As long as I could remember, parents, coaches, employers and teachers were always instilling the concept of "trying your best".
I was never the most athletic kid, and I often remember the familiar screams of "try harder", or "you're not giving it your all." I remember thinking these people had no idea what they were talking about. I would be at wits end, out of breath, and ready for home.
As a young adult, I found myself falling into the same trap. I would say the same things to my employees and children that I once detested. I would say these things, thinking I was being this great motivator, but I would get that familiar look. This was the look of disgust I would give the people I depended on to make me a better person. These were the people that I looked up to, the people I thought should have all the answers.
Don't get me wrong, there are times when there is a serious lack of effort, and the words "trying your best" should be used. With some, these words roll off their back, and they just march on. With others, these words are nothing more than de-motivating and belittling.

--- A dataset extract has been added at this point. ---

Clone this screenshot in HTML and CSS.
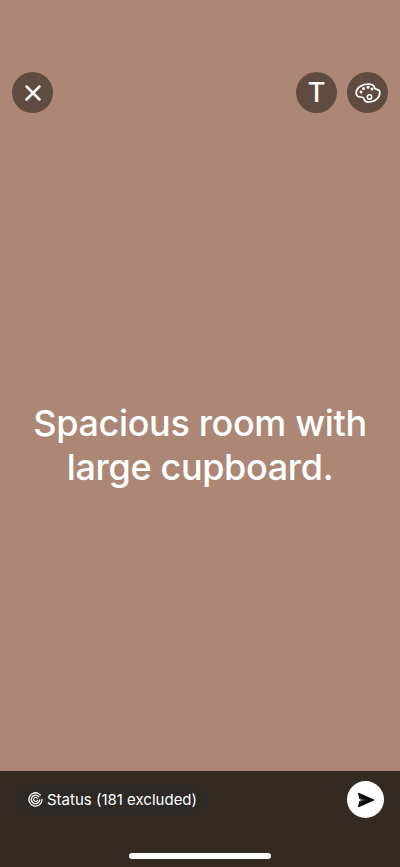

Finally, several thousand employees and six kids later, I had an epiphany. What if the majority of the younger generation were trying their best? After helping coach many of my kids sports teams, I've noticed it is the younger ones that are especially motivated to succeed. As these kids get older, they fall into some bad habits. I have found either they lack the attention they need from their parents, don't have adequate role models, or both.
The successes I can tout as both an employer and a parent come primarily from those I am in charge of teaching the necessary skills they need. There is no situation where my goal isn't maximum skill and productivity, but how do I get there? When there is an issue, I ask them: "is this your best?" Occasionally I'll get the response "no, but I can try harder." Mostly, I'll get a response like: "OF COURSE THIS IS MY BEST!" The latter response is usually where we back off, or just cut ties all together. What other options are there? Do we keep repeating ourselves?
It is the latter I want to focus on, the ones that are convinced they are giving their best. Read carefully: They may be giving the best they know how to give. What does that mean? As a mentor, this is where we are really tested. This is where we have to take them aside and politely say, "Ok, I believe you, but I have to tell you something. Trying your best isn't good enough right now. Instead of trying your best, it's time to 'try different'." That's right, "try different".
We all know the definition of insanity, but yet we are trying to get young people to try harder, using the same techniques that are already not working, and expecting a different result. Try different -- try approaching what you are doing from another angle. In football, maybe it is as simple as changing your stance. At work, maybe it is a different approach to what you are trying to accomplish. At home, maybe it is a one-on-one conversation between parent and child discussing the many options they have to resolve an issue.
So remember, when "try your best" isn't the answer, maybe the answer is a simple as "try different."